What you need to know:
- In my 20’s I got involved in environmental conservation alongside my music because I wanted to see a change in the place I grew up.
- This is when I started Taka-bank, a social enterprise that rewards Dandora residents for proper waste disposal.
“I am Julius Owino, aka Juliani. I am a Hip-Hop artist with an interest in climate change, resource recovery, and youth development.
I was born in Dandora and while growing up, we didn’t know we were poor until someone pointed it out to us. Dandora hosts the largest landfill in the country, where all the solid waste from Nairobi and its environs is dumped.

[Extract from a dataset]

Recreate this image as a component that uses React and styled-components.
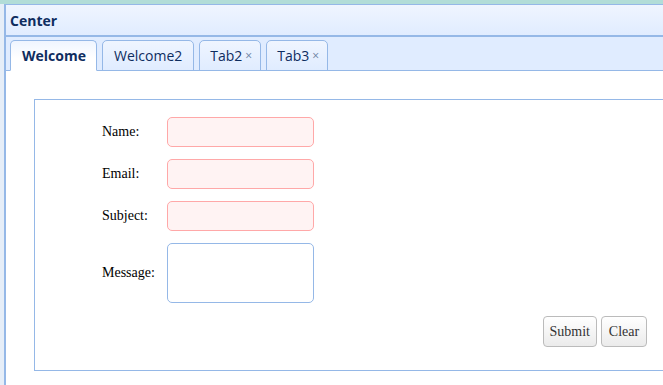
import styled, { createGlobalStyle } from 'styled-components';

const GlobalStyle = createGlobalStyle`
  html, body {
    margin: 0;
    padding: 0;
    overflow: hidden;
    background: #e6eef8;
  }
  body {
    font-family: "Liberation Serif", serif;
  }
`;

const tabs = [
  { label: 'Welcome', selected: true },
  { label: 'Welcome2' },
  { label: 'Tab2', closable: true },
  { label: 'Tab3', closable: true },
];

const fields = [
  { label: 'Name:', required: true },
  { label: 'Email:', required: true },
  { label: 'Subject:', required: true },
  { label: 'Message:', multiline: true },
];

const App = () => (
  <>
    <GlobalStyle />
    <TopStrip />
    <Panel>
      <PanelHeader>Center</PanelHeader>
      <TabBar>
        {tabs.map((tab) => (
          <Tab key={tab.label} $selected={tab.selected} $closable={tab.closable}>
            {tab.label}
            {tab.closable && <Close>×</Close>}
          </Tab>
        ))}
      </TabBar>
      <Content>
        <FormBox>
          <FormGrid>
            {fields.map((field) => (
              <Row key={field.label}>
                <Label>{field.label}</Label>
                {field.multiline ? <TextArea /> : <Input $required={field.required} />}
              </Row>
            ))}
          </FormGrid>
          <Actions>
            <Button>Submit</Button>
            <Button>Clear</Button>
          </Actions>
        </FormBox>
      </Content>
    </Panel>
  </>
);

const TopStrip = styled.div`
  height: 4px;
  background: #b2ddd8;
`;

const Panel = styled.div`
  margin-left: 4px;
  width: 720px;
  border-top: 1px solid #95b8e7;
  border-left: 2px solid #95b8e7;
`;

const PanelHeader = styled.div`
  height: 32px;
  box-sizing: border-box;
  padding: 0 0 0 4px;
  display: flex;
  align-items: center;
  background: linear-gradient(to bottom, #eff5ff 0%, #e0ecff 100%);
  border-bottom: 2px solid #95b8e7;
  font-family: "Open Sans", "DejaVu Sans", sans-serif;
  font-weight: bold;
  font-size: 14px;
  color: #0e2d5f;
`;

const TabBar = styled.div`
  height: 34px;
  box-sizing: border-box;
  padding: 3px 0 0 4px;
  display: flex;
  align-items: flex-end;
  gap: 5px;
  background: #e0ecff;
  border-bottom: 1px solid #95b8e7;
`;

const Tab = styled.div`
  height: 31px;
  box-sizing: border-box;
  margin-bottom: -1px;
  padding: 0 ${(p) => (p.$closable ? '8px' : p.$selected ? '10px' : '11px')} 0
    ${(p) => (p.$closable ? '10px' : '11px')};
  display: flex;
  align-items: center;
  gap: 3px;
  border: 1px solid #95b8e7;
  border-bottom: ${(p) => (p.$selected ? '1px solid #fff' : '1px solid #95b8e7')};
  border-radius: 5px 5px 0 0;
  background: ${(p) =>
    p.$selected
      ? 'linear-gradient(to bottom, #eff5ff 0%, #ffffff 60%)'
      : 'linear-gradient(to bottom, #eff5ff 0%, #e0ecff 100%)'};
  font-family: "Open Sans", "DejaVu Sans", sans-serif;
  font-size: 14px;
  font-weight: ${(p) => (p.$selected ? 'bold' : 'normal')};
  color: #0e2d5f;
`;

const Close = styled.span`
  font-size: 12px;
  color: #6c7f9f;
  margin-top: -1px;
`;

const Content = styled.div`
  background: #fff;
  padding: 28px 0 0 28px;
  height: 320px;
`;

const FormBox = styled.div`
  width: 660px;
  box-sizing: border-box;
  height: 272px;
  border: 1px solid #95b8e7;
  padding: 17px 46px 0 67px;
  display: flex;
  flex-direction: column;
`;

const FormGrid = styled.div`
  display: flex;
  flex-direction: column;
  gap: 12px;
`;

const Row = styled.div`
  display: flex;
  align-items: center;
`;

const Label = styled.label`
  width: 65px;
  font-size: 14px;
  color: #000;
`;

const Input = styled.div`
  width: 147px;
  height: 30px;
  box-sizing: border-box;
  border: 1px solid ${(p) => (p.$required ? '#ffa8a8' : '#95b8e7')};
  background: ${(p) => (p.$required ? '#fff3f3' : '#fff')};
  border-radius: 5px;
`;

const TextArea = styled.div`
  width: 147px;
  height: 60px;
  box-sizing: border-box;
  border: 1px solid #95b8e7;
  border-radius: 5px;
  background: #fff;
`;

const Actions = styled.div`
  margin-top: 13px;
  display: flex;
  justify-content: flex-end;
  gap: 4px;
`;

const Button = styled.button`
  height: 31px;
  min-width: 46px;
  padding: 0 6px;
  border: 1px solid #bbb;
  border-radius: 4px;
  background: linear-gradient(to bottom, #ffffff 0%, #ebebeb 100%);
  font-family: "Liberation Serif", serif;
  font-size: 14px;
  color: #333;
`;

export default App;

In my 20s, I got involved in environmental conservation alongside my music because I wanted to see a change in the place I grew up. This is when I started Taka-bank, a social enterprise that rewards Dandora residents for proper waste disposal. We call it waste recovery and not disposal, where community members help with sorting out the waste that can be recycled and we pay them with what they need like food and other amenities. The results have been worth it since people are now seeing the value in waste.
I am almost 40 years old and I can say the future of our environment's conservation lies in the youth. The truth is that as a young person, you have a personal responsibility to figure out your part in making things better because young people are the ones who are going to bear the negative effects of climate change and environmental degradation.
My turning point came in 2010 when I took part in the Oslo Climate and Forest Conference in Norway, where experts painted a grim picture of where the world would be if the warnings the scientists were giving were not heeded to. I can only imagine what will happen in 20 years to come. This is why I am using my voice as a musician to spread the word on the need for all of us to conserve our environment.
I applaud the government for the steps it has taken in terms of climate change. I can say there’s a national agenda and goal that we all need to support even though implementation is a problem. It is now up to the youth to get the right information and be specific in demanding for the change they want to see when it comes to the environment.
I have been working with the World Wide Fund for Nature Kenya for a while as a member of the council of ambassadors. This is group of influential people and environmental activists who have been selected to help champion conservation through our different platforms. Through my role, I have learnt that Kenyans lack individual responsibility in how we take care of our personal spaces and environment. We have a lot to learn when it comes to how we relate with ourselves, to the environment and people around us. We only see problems in our minds and lack confidence in providing solutions to these problems and I hope this will change in the long run.”